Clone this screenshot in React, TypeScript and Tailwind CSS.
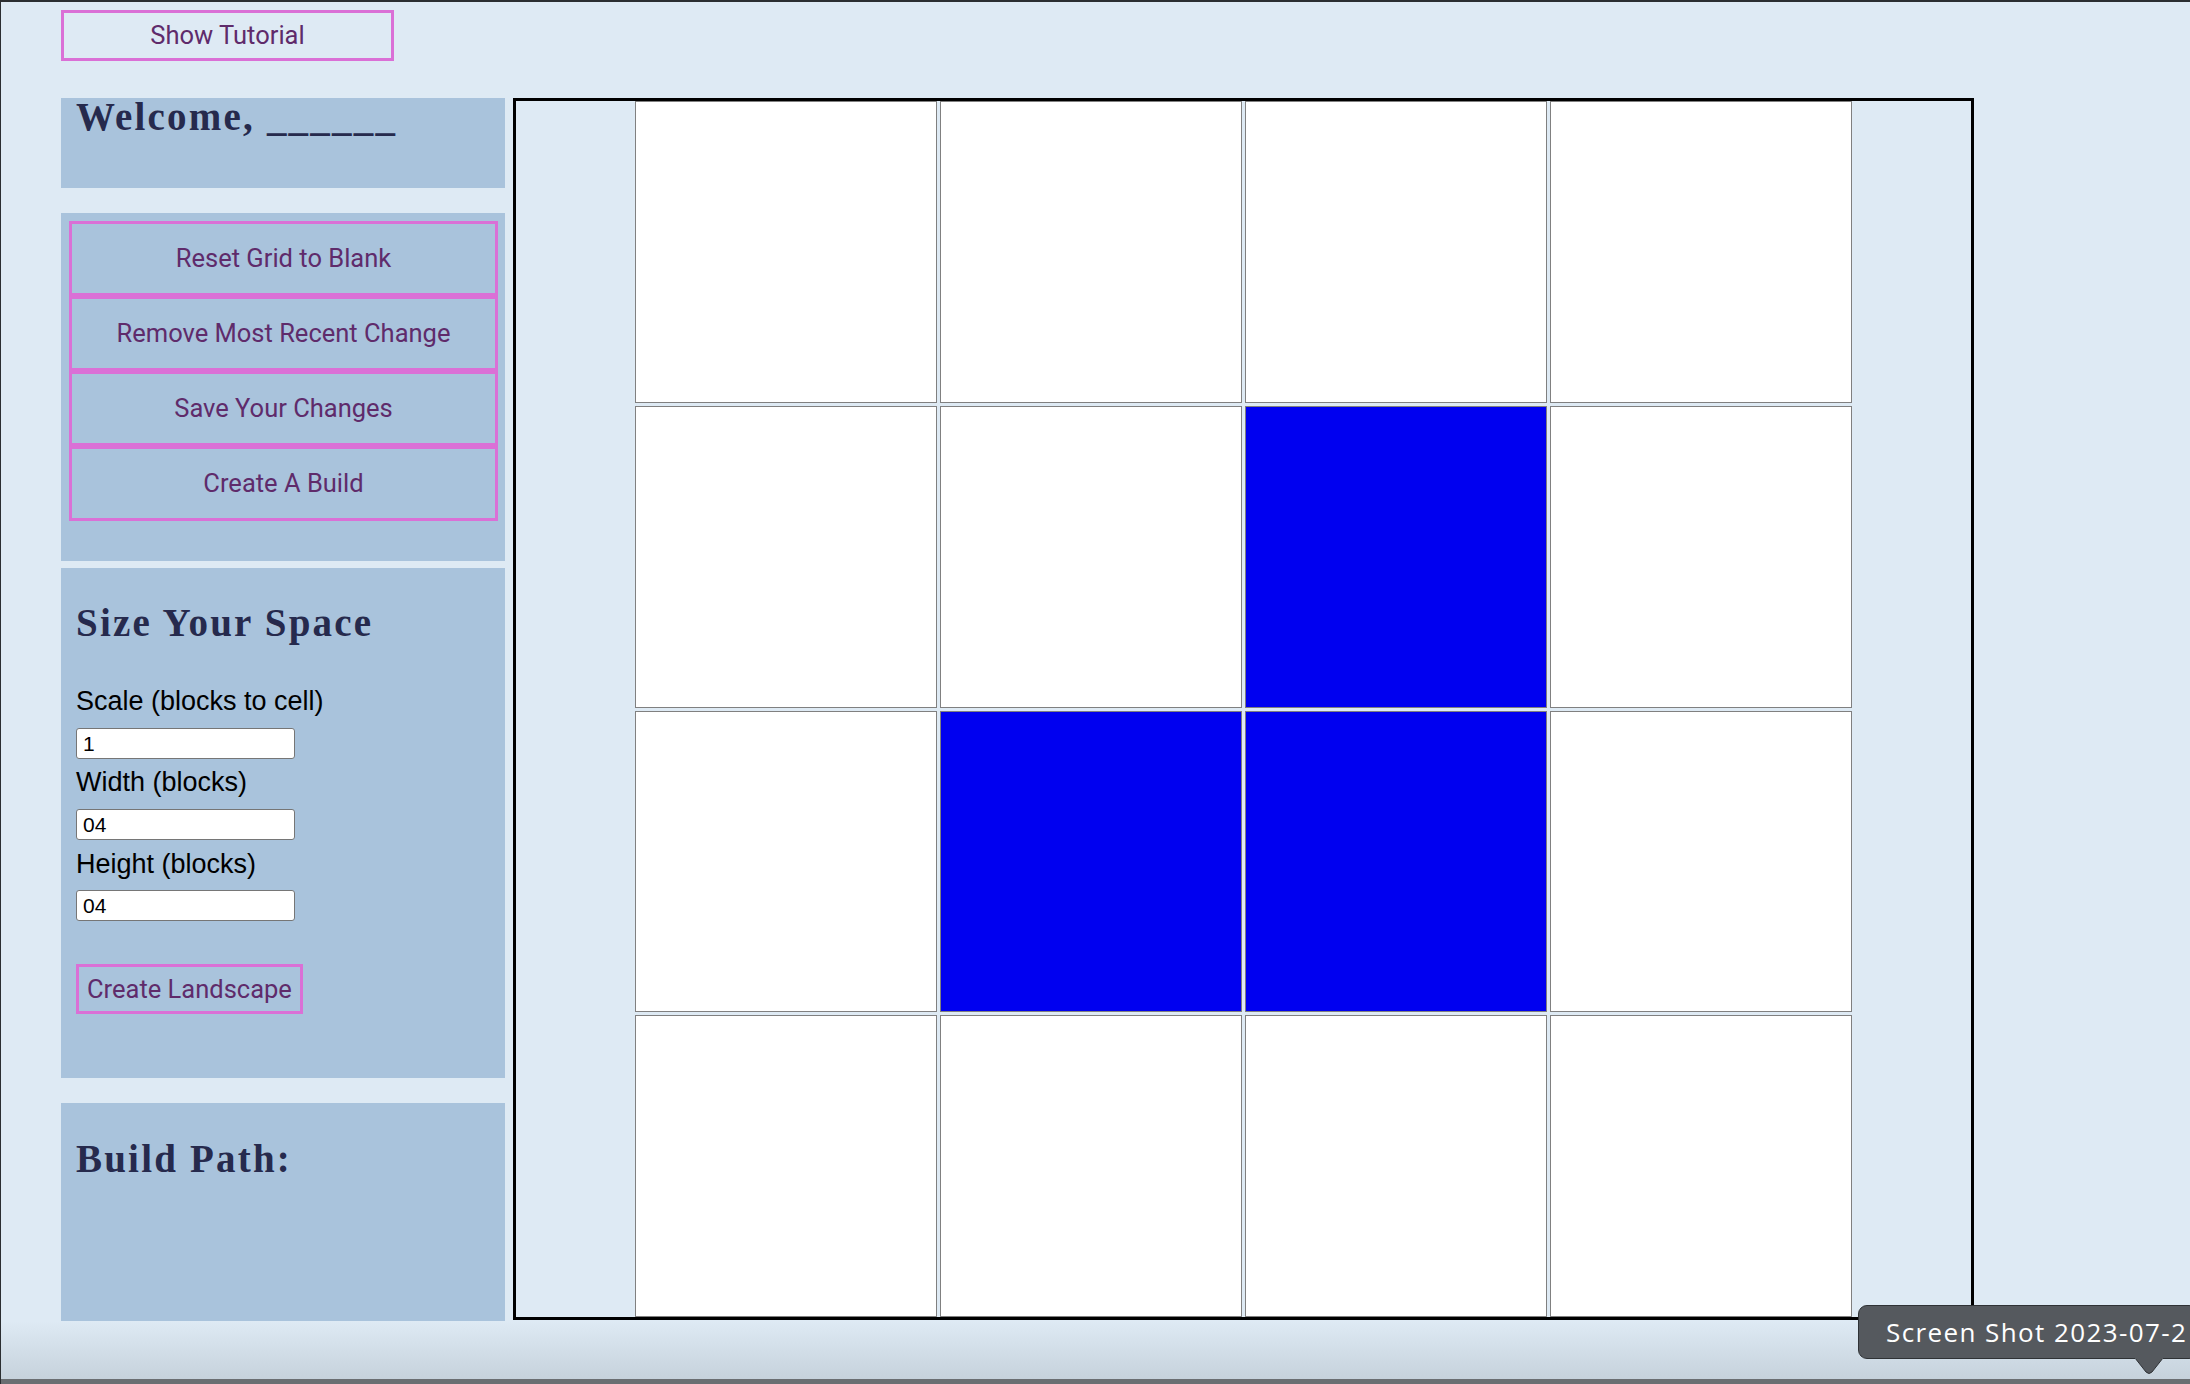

------------------------------------------------------------------------

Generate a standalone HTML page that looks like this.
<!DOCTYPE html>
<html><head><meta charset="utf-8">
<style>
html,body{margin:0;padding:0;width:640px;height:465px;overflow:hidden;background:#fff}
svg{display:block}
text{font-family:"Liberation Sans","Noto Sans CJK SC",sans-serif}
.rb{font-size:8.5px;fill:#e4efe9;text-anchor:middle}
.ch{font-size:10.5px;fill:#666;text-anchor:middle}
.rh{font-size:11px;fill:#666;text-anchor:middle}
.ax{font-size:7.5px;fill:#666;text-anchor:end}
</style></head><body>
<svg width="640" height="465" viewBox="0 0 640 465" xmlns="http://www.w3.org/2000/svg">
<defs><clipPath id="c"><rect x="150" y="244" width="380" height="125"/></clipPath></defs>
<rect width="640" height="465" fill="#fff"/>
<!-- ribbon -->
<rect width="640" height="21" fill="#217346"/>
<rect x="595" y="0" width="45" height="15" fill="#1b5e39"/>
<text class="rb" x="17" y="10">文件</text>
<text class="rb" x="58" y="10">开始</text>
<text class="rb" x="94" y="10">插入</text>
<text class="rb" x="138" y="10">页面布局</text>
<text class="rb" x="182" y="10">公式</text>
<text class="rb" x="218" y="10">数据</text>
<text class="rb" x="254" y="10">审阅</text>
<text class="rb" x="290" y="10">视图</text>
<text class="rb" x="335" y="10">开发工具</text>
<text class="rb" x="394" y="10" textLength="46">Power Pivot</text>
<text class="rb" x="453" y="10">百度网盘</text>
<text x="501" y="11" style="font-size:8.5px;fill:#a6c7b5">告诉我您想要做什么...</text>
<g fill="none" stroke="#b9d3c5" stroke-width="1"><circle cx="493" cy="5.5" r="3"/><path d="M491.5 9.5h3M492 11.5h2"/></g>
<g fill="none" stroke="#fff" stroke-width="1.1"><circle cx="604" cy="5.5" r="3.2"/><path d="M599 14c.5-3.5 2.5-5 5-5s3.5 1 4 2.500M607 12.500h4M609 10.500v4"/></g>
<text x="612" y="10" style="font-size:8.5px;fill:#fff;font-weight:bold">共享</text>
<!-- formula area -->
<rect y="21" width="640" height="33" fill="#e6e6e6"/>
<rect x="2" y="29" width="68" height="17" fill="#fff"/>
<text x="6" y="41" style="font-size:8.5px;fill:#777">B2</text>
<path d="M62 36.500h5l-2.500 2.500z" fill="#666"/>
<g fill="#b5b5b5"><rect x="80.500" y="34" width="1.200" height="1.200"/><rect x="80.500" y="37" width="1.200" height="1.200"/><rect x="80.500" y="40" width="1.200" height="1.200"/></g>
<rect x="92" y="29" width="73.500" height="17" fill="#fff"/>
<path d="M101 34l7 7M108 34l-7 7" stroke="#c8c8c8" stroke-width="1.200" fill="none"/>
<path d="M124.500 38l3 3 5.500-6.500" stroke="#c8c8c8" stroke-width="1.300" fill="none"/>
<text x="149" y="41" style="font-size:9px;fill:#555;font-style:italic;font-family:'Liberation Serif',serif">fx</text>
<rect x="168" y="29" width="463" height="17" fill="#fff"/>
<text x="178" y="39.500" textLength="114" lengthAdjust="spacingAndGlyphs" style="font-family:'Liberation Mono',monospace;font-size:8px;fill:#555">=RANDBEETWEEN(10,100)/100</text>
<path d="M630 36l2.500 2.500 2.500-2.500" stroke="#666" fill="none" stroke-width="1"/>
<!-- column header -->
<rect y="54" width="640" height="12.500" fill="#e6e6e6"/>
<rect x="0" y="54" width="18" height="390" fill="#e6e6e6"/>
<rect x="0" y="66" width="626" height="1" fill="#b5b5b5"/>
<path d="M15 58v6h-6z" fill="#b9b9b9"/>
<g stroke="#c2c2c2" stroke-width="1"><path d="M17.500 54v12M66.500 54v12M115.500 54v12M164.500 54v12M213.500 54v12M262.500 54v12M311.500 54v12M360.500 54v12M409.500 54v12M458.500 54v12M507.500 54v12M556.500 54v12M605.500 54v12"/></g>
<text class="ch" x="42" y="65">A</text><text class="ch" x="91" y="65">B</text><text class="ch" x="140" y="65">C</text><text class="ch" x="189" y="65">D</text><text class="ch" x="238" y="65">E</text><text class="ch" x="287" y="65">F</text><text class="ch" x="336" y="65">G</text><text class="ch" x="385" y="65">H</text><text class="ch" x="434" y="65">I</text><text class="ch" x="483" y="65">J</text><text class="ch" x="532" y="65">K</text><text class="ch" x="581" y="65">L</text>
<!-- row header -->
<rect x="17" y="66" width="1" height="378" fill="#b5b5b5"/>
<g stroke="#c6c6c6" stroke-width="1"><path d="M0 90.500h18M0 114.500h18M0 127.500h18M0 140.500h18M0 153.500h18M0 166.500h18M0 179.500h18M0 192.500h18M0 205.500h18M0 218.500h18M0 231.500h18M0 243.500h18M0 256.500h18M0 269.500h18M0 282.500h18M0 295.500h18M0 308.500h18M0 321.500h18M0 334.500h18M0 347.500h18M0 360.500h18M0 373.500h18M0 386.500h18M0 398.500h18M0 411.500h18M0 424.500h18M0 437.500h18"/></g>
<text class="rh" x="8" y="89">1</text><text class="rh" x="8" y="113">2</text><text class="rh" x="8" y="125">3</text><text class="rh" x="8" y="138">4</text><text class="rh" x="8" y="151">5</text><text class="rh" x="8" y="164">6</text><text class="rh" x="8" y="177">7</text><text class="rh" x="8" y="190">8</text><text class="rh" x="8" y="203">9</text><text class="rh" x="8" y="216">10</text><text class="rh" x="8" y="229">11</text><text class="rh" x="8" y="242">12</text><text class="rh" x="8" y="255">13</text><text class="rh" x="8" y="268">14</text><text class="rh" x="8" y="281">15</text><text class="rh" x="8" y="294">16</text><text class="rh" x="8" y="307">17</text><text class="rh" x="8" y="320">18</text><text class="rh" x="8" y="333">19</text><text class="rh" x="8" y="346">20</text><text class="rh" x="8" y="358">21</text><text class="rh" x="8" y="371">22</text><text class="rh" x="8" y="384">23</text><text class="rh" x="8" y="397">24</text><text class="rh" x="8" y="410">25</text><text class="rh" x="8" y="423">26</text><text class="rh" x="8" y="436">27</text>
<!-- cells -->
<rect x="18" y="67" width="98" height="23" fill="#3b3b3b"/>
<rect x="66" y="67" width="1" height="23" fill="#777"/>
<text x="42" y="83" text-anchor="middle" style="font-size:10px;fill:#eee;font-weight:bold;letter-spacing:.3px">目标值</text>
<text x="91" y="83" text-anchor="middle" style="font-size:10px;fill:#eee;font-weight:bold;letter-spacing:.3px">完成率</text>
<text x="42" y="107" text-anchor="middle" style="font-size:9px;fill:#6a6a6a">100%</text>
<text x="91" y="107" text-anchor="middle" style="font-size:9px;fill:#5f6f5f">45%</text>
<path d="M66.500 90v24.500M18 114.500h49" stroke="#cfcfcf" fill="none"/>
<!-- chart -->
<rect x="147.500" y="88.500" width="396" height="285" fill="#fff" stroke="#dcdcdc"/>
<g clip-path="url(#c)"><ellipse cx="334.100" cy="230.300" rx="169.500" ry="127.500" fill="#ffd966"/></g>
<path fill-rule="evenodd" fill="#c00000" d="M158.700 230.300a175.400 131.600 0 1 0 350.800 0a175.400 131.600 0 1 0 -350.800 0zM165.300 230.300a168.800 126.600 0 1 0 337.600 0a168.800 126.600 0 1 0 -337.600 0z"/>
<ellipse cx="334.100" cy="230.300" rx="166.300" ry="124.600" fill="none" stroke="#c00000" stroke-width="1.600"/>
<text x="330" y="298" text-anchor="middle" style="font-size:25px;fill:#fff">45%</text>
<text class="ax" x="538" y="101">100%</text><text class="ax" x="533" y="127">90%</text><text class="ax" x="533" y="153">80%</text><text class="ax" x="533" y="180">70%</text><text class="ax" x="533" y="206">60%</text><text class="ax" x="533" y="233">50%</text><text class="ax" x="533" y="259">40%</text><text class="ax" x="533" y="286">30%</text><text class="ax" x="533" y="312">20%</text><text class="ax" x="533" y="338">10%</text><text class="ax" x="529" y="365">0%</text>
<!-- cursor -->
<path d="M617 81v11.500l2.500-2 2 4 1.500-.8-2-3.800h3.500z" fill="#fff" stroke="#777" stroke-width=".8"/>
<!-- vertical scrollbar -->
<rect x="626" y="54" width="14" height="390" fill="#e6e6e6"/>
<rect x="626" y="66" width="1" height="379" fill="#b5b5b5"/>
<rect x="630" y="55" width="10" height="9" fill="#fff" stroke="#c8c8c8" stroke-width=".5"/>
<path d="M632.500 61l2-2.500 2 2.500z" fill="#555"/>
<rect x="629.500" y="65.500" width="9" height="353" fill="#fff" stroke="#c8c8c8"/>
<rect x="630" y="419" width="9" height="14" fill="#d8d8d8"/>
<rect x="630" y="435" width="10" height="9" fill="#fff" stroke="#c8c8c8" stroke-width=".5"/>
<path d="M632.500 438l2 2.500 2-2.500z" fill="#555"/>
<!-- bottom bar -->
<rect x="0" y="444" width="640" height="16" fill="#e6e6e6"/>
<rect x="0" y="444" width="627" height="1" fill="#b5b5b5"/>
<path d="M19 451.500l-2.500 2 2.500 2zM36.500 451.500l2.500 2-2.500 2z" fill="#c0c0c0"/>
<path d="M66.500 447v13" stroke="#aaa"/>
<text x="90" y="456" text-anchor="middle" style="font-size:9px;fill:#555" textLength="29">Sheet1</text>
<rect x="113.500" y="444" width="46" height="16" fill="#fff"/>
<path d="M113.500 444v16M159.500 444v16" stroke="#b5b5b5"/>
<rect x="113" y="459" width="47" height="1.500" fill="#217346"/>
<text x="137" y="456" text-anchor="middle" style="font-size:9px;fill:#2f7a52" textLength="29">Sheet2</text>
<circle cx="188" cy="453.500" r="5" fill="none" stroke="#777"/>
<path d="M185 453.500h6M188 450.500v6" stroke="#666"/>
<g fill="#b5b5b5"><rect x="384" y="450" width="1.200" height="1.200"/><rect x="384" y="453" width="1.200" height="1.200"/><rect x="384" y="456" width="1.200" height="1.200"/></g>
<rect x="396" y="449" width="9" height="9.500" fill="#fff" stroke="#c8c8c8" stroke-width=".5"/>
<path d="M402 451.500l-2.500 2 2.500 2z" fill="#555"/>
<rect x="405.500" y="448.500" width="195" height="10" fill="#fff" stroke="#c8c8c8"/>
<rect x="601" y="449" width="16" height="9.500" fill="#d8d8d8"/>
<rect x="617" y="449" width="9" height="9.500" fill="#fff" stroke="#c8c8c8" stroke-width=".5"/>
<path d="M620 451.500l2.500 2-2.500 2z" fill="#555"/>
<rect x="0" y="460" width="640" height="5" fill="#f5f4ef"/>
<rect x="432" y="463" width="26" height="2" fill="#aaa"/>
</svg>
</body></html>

------------------------------------------------------------------------

- Given task -
Write out every line of the preceding listing that contains "this".

- Full solution -
Clone this screenshot in React, TypeScript and Tailwind CSS.
Generate a standalone HTML page that looks like this.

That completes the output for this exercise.